In a previous blog post, which was a glossary of terms related to artificial intelligence, I included this brief definition of "reinforcement learning":
Reinforcement Learning: A type of machine learning where an agent learns to make decisions through trial and error, receiving rewards (numerical values) for taking the right actions.
I expect this definition would prompt many to ask, "What rewards can you give a machine learning agent?" A gold star? Praise? No, the short answer is: numerical values.
In reinforcement learning, rewards are crucial for training agents to make decisions that maximize their performance in a given environment. Rewards are numerical values that the agent receives after taking an action in a particular state. These rewards help the agent learn which actions are favorable and which are not.

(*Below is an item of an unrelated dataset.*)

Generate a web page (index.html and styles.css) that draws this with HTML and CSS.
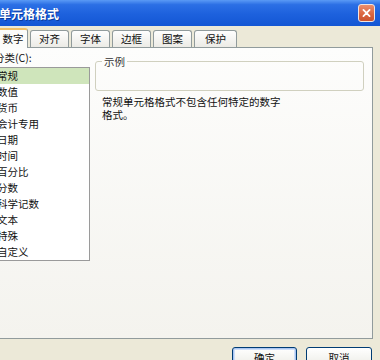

Here are some examples of rewards that an agent can receive in reinforcement learning:
- Positive Rewards: These are rewards given to encourage desirable actions. Examples include:
- +1 for reaching the goal in a maze.
- +10 for successfully completing a task in a video game.
- +5 for a robot picking up an object correctly.
- Negative Rewards (Penalties): Negative rewards are used to discourage undesirable actions. Examples include:
- -1 for an agent making an incorrect move in a game.
- -10 for a self-driving car colliding with an obstacle.
- -5 for a robot dropping an object.
- Sparse Rewards: In some environments, rewards may be given infrequently or only at critical milestones. For example:
- +100 for solving a challenging puzzle.
- -100 for a crash in a flight simulator.
- Time-Based Rewards: Rewards based on time can encourage agents to complete tasks more quickly. For instance:
- +1 for every millisecond faster in solving a complex puzzle.
- -1 for every minute delay in delivering a package.
- Cumulative Rewards: In many reinforcement learning problems, rewards accumulate over time. The agent seeks to maximize the total cumulative reward. Examples include:
- +1 for each step taken without falling in a balancing task.
- +1 for each correct character predicted in a language modeling task.
- Intrinsic Rewards: These are internal rewards generated by the agent itself to promote exploration or specific behaviors. Examples include:
- +0.01 for moving to a new state to encourage exploration.
- +0.05 for each item collected in a game to encourage collecting items.
- Extrinsic Rewards: Rewards provided by the environment or a human trainer for achieving the primary task. For example:
- +10 for correctly identifying objects in an image for an image recognition task.
- +50 for executing a successful maneuver in a robotic arm task.
- Custom Rewards: In some cases, custom reward functions are designed to guide the agent toward specific behaviors or objectives. These can vary widely depending on the application.
It's important to design reward functions carefully in reinforcement learning because they directly influence the learning process. Poorly designed rewards can lead to challenges like sparse rewards, unstable training and slow convergence. Researchers often spend a significant amount of time crafting reward functions to effectively train agents to perform desired tasks.